In der Rehaklinik in Zihlschlacht lernte er wieder zu gehen, die Sprache war noch da. Ein paar Monate nach dem Unfall reiste er bereits wieder nach Kambodscha. Das war im Frühling 2016.

Etwas bewirken

Nach zwei Jahren kehrte er in die Schweiz zurück, diesmal mit seinem Sohn. Heute, mit 45 Jahren, lebt er in Wängi – zusammen mit seinem Sohn, seiner Frau und mit Pflegekindern.

Bis vor kurzem noch als Jugendarbeiter in der evangelischen Kirchgemeinde Wängi aktiv gewesen, arbeitet er ab dem neuen Schuljahr wieder zu 100 Prozent als Lehrer. Ausserdem wird er nach wie vor als Fussballtrainer für Kinder und Jugendliche aktiv sein. Zudem hält er ab und zu Referate, wie im Juni dieses Jahres in der Pfarrei in Romanshorn.

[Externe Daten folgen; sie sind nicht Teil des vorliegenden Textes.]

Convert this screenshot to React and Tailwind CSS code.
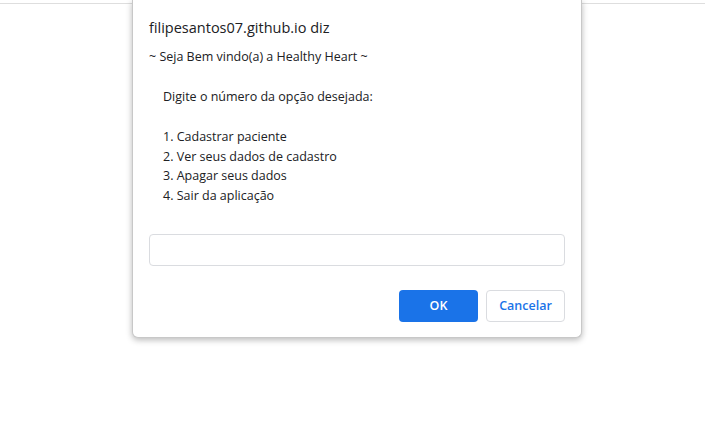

Was motiviert ihn dazu? «Ich möchte dazu beitragen, dass die Menschen über ihren eigenen Tellerrand schauen, und ihnen zugleich sagen, dass sie auch hier in der Schweiz einen Unterschied machen können – wenn sie denn ihre Komfortzone verlassen.» Ähnlich wie es schon der amerikanische Präsident Theodore Roosevelt (1858–1919) gesagt hat: «Tu, was du kannst, mit dem, was du hast, dort, wo du bist.»